Friday 15 August 2008

And does this system really work, if we followed their system every step of the way what would we actually achieve? If you went to college for a hundred years, with a perfect attendance and rigorous application to your studies, would you really be enlightened and wise, and a fuller human being, at the other end? Really what is the point in sitting in these rooms for years, scrawling hurried notes, remembering fact after fact, rules of grammar and syntax, the historical facts of what war was started by what tyrant and when, or learning over and over that two add two equals four and therefore the universe is the way it is. Just sitting on your bum, learning specialised rules for the formal understanding of a very specialised subject so you only have to do what you're told and jump through hoops in a standardised way (in the form of an examination) to be rewarded with a's or b's and other little formulas. An A is not always a sign that you have understood well, but merely a sign that you have seemed as if you understood well in a very formal, standardised way. You can have the best understanding in the world, but if your organisational and presentation abilities aren't up to scratch, you'll still fuck up in an exam. I'm proud to say that i failed every exam i ever sat, one after the other, until i just refused to sit them any more.
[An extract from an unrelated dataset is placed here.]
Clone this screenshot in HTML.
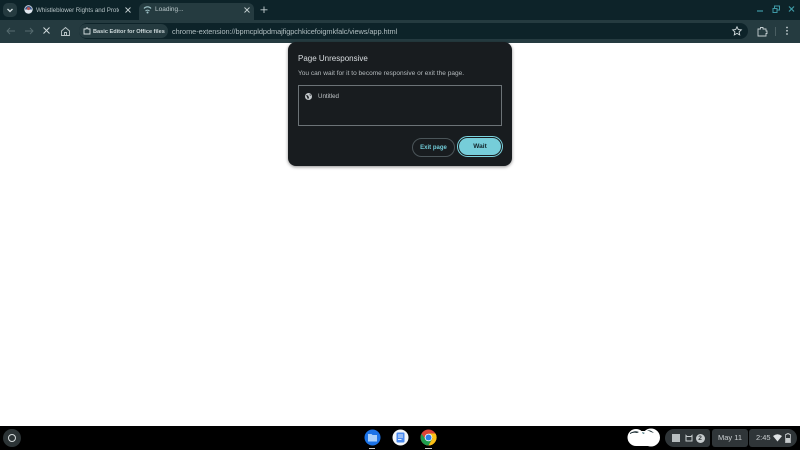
<!DOCTYPE html>
<html>
<head>
<meta charset="utf-8">
<style>
html,body{margin:0;padding:0;width:800px;height:450px;overflow:hidden;background:#fff;font-family:"Liberation Sans",sans-serif}
#w{position:absolute;left:0;top:0;width:800px;height:450px;filter:blur(.35px)}
.a{position:absolute;white-space:nowrap}
svg{position:absolute;overflow:visible}
</style>
</head>
<body>
<div id="w">
<div class="a" style="left:0;top:0;width:800px;height:20px;background:#0d2329"></div>
<div class="a" style="left:0;top:20px;width:800px;height:23px;background:#253b40"></div>
<div class="a" style="left:3px;top:3px;width:14px;height:14px;border-radius:5px;background:#253b40"></div>
<svg style="left:0;top:0" width="20" height="20"><path d="M7.500 9l2.500 2.500 2.500-2.500" fill="none" stroke="#d5e0e2" stroke-width="1.300"/></svg>
<svg style="left:24px;top:5px" width="9" height="9"><circle cx="4.500" cy="4.500" r="4.200" fill="#dfe6ee"/><path d="M1 4.500a3.500 3.500 0 0 1 7 0z" fill="#3b5a8c"/><circle cx="4.500" cy="3.600" r="1.500" fill="#b9504f"/></svg>
<div class="a" style="left:36px;top:6px;width:83px;overflow:hidden;font-size:6.200px;line-height:10px;letter-spacing:-.03px;color:#b5c2c5">Whistleblower Rights and Prote</div>
<svg style="left:124px;top:6px" width="8" height="8"><path d="M1.500 1.500l5 5M6.500 1.500l-5 5" stroke="#c4cfd1" stroke-width=".9"/></svg>
<div class="a" style="left:139px;top:3px;width:115px;height:17px;background:#253b40;border-radius:6px 6px 0 0"></div>
<svg style="left:143px;top:5px" width="9" height="9"><path d="M1 3.500a4.500 4.500 0 0 1 7 0M2.500 6a3 3 0 0 1 4 0" fill="none" stroke="#9fc3c8" stroke-width="1.100"/><circle cx="4.500" cy="7.500" r="1" fill="#9fc3c8"/></svg>
<div class="a" style="left:155px;top:5px;font-size:6.500px;line-height:10px;color:#b9c6c9">Loading...</div>
<svg style="left:243px;top:6px" width="8" height="8"><path d="M1.500 1.500l5 5M6.500 1.500l-5 5" stroke="#c4cfd1" stroke-width=".9"/></svg>
<svg style="left:259px;top:5px" width="10" height="10"><path d="M5 1.500v6.500M1.500 4.800h7" stroke="#c4cfd1" stroke-width=".9"/></svg>
<svg style="left:756px;top:4px" width="44" height="14" fill="none" stroke="#3f9aa6" stroke-width="1.200"><path d="M1 7h6"/><path d="M18.500 4.500v-2.500h5v4h-2M17 4.500h4v4h-4z" stroke-width="1"/><path d="M33 2.500l5 5M38 2.500l-5 5"/></svg>

<svg style="left:5px;top:25px" width="12" height="12" fill="none" stroke="#566b6f" stroke-width=".9"><path d="M10 6H2M5 3L2 6l3 3"/></svg>
<svg style="left:23px;top:25px" width="12" height="12" fill="none" stroke="#566b6f" stroke-width=".9"><path d="M2 6h8M7 3l3 3-3 3"/></svg>
<svg style="left:42px;top:26px" width="10" height="10" fill="none" stroke="#d0dadc" stroke-width="1"><path d="M1.500 1.500l6 6M7.500 1.500l-6 6"/></svg>
<svg style="left:60px;top:25.500px" width="11" height="11" fill="none" stroke="#bcc7c9" stroke-width=".9"><path d="M1.500 5L5.500 1.500 9.500 5v4.500h-8zM4.500 9.500V6.500h2v3"/></svg>
<div class="a" style="left:79px;top:23px;width:669px;height:16px;border-radius:8px;background:#0d2329"></div>
<div class="a" style="left:79px;top:24px;width:89px;height:14px;border-radius:7px;background:#253b40"></div>
<svg style="left:83px;top:27px" width="8" height="8" fill="none" stroke="#d5dfe1" stroke-width=".9"><path d="M1 2h2l.5-1h1l.5 1h2v5H1z"/></svg>
<div class="a" style="left:93px;top:26.500px;font-size:5.600px;line-height:10px;font-weight:bold;color:#cdd8da">Basic Editor for Office files</div>
<div class="a" style="left:172px;top:26px;font-size:7.400px;line-height:11px;color:#b0bdc0;letter-spacing:-.01em">chrome-extension://bpmcpldpdmajfigpchkicefoigmkfalc/views/app.html</div>
<svg style="left:732px;top:26px" width="10" height="10" fill="none" stroke="#d3dcde" stroke-width=".9"><path d="M5 .8l1.300 2.800 3 .3-2.200 2 .6 3L5 7.400 2.300 8.900l.6-3-2.200-2 3-.3z"/></svg>
<svg style="left:757px;top:25.500px" width="11" height="11" fill="none" stroke="#c6d0d2" stroke-width=".9"><path d="M1 3h2.500V1.500h2.500V3H9v2h1v2.500H9V10H1z"/></svg>
<div class="a" style="left:775px;top:27px;width:1px;height:9px;background:#4a5e62"></div>
<svg style="left:785px;top:26px" width="4" height="10" fill="#c6d0d2"><circle cx="2" cy="1.500" r=".9"/><circle cx="2" cy="4.800" r=".9"/><circle cx="2" cy="8" r=".9"/></svg>

<div class="a" style="left:288px;top:42px;width:224px;height:124px;border-radius:8px;background:#181c1f;box-shadow:0 1px 3px rgba(0,0,0,.45)"></div>
<div class="a" style="left:298px;top:53px;font-size:8px;line-height:12px;color:#d9dde0">Page Unresponsive</div>
<div class="a" style="left:298px;top:68.500px;font-size:6.550px;line-height:10px;color:#b4babd">You can wait for it to become responsive or exit the page.</div>
<div class="a" style="left:298px;top:85px;width:202px;height:39px;border:1px solid #6c7377"></div>
<svg style="left:305px;top:93px" width="7" height="7"><circle cx="3.500" cy="3.500" r="3.500" fill="#c3c8cb"/><path d="M1 2l2 .5 1 2-1 2L2 4zM4.500 1l1.500 1-1 1z" fill="#181c1f"/></svg>
<div class="a" style="left:318px;top:91.500px;font-size:6.200px;line-height:10px;color:#c0c5c8">Untitled</div>
<div class="a" style="left:412px;top:138px;width:41px;height:17px;border:1px solid #4b5559;border-radius:10px;text-align:center;font-size:6px;line-height:18px;font-weight:bold;color:#71cbd7">Exit page</div>
<div class="a" style="left:457px;top:136px;width:46px;height:21px;border:1px solid #7bd3de;border-radius:12px;box-sizing:border-box"></div>
<div class="a" style="left:459px;top:138px;width:42px;height:17px;border-radius:9px;background:#76cdd9;text-align:center;font-size:6.500px;line-height:18px;font-weight:bold;color:#12262b">Wait</div>

<div class="a" style="left:0;top:426px;width:800px;height:24px;background:#000"></div>
<div class="a" style="left:3px;top:429px;width:18px;height:18px;border-radius:50%;background:#2c3436"></div>
<div class="a" style="left:8px;top:434px;width:6px;height:6px;border:1.200px solid #d6dcdd;border-radius:50%"></div>

<svg style="left:364px;top:429px" width="17" height="17"><circle cx="8.500" cy="8.500" r="8" fill="#1b73e8"/><path d="M4 5h3.500l1 1H13v6.500H4z" fill="#a9d0fb"/></svg>
<div class="a" style="left:369px;top:448px;width:6px;height:1px;background:#c8c8c8"></div>
<svg style="left:392px;top:429px" width="17" height="17"><circle cx="8.500" cy="8.500" r="8" fill="#f4f6f8"/><rect x="4.500" y="3.500" width="8" height="10" rx="1" fill="#4a8af0"/><path d="M6 6h5M6 8h5M6 10.500h3.500" stroke="#e3eefc" stroke-width=".9"/></svg>
<svg style="left:420px;top:429px" width="17" height="17"><circle cx="8.500" cy="8.500" r="8" fill="#dc4337"/><path d="M1.500 4.700A8 8 0 0 0 8.500 16.500L12.500 9.500H5z" fill="#1e9c4d"/><path d="M8.500 4.500h7A8 8 0 0 1 8.500 16.500L12.500 9.500z" fill="#fbc116"/><circle cx="8.500" cy="8.500" r="3.800" fill="#fff"/><circle cx="8.500" cy="8.500" r="3" fill="#2a7de8"/></svg>
<div class="a" style="left:425px;top:448px;width:7px;height:1px;background:#c8c8c8"></div>

<svg style="left:627px;top:428px" width="34" height="19"><circle cx="9" cy="9.500" r="8.500" fill="#fff"/><circle cx="24" cy="9.500" r="9" fill="#fff"/><rect x="9" y="3" width="16" height="15" fill="#fff"/><path d="M3 5q5-3 9-1l-2 1q-4-1-7 1zM20 2q4 0 7 3l-3-1z" fill="#16292f"/><path d="M15 4l3 1-2 1z" fill="#3c6f7a"/></svg>
<div class="a" style="left:665px;top:429px;width:45px;height:18px;border-radius:9px 3px 3px 9px;background:#2f3538"></div>
<div class="a" style="left:672px;top:434px;width:8px;height:8px;background:#b7bdbf"></div>
<svg style="left:685px;top:434px" width="8" height="8" fill="none" stroke="#c6cbcd" stroke-width="1"><path d="M1 1.500l1 1h4l1-1v5.500H1z"/></svg>
<div class="a" style="left:695.500px;top:433.500px;width:9px;height:9px;border-radius:50%;background:#c6cbcd;text-align:center;font-size:6.500px;line-height:9px;font-weight:bold;color:#2f3538">2</div>
<div class="a" style="left:712px;top:429px;width:36px;height:18px;border-radius:3px;background:#2f3538;text-align:center;font-size:7.500px;line-height:18px;color:#c9ced0">May 11</div>
<div class="a" style="left:749px;top:429px;width:48px;height:18px;border-radius:3px 9px 9px 3px;background:#2f3538"></div>
<div class="a" style="left:756px;top:429px;font-size:7.500px;line-height:18px;color:#c9ced0">2:45</div>
<svg style="left:773px;top:434px" width="9" height="8"><path d="M0 2Q4.500-1.500 9 2L4.500 7.500z" fill="#dfe3e5"/></svg>
<svg style="left:785px;top:433px" width="6" height="10"><path d="M2 .5h2v1h1.500v8h-5v-8H2z" fill="none" stroke="#c6cbcd" stroke-width=".8"/><rect x="1" y="5" width="4" height="4.500" fill="#c6cbcd"/></svg>
</div>
</body>
</html>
Maybe education is just a formal contrivance for occupying the time of young people and training them as a workforce, and isn't meant to be in the business of teaching them one useful thing: The only useful things i ever learned from a teacher were the mechanical rules of reading and writing. By the time i reached high school i began to be filled with the babble of science and grammar and mathematics and algebra, which, taken together, served absolutely no purpose, nor did one good or benificent result arise from it.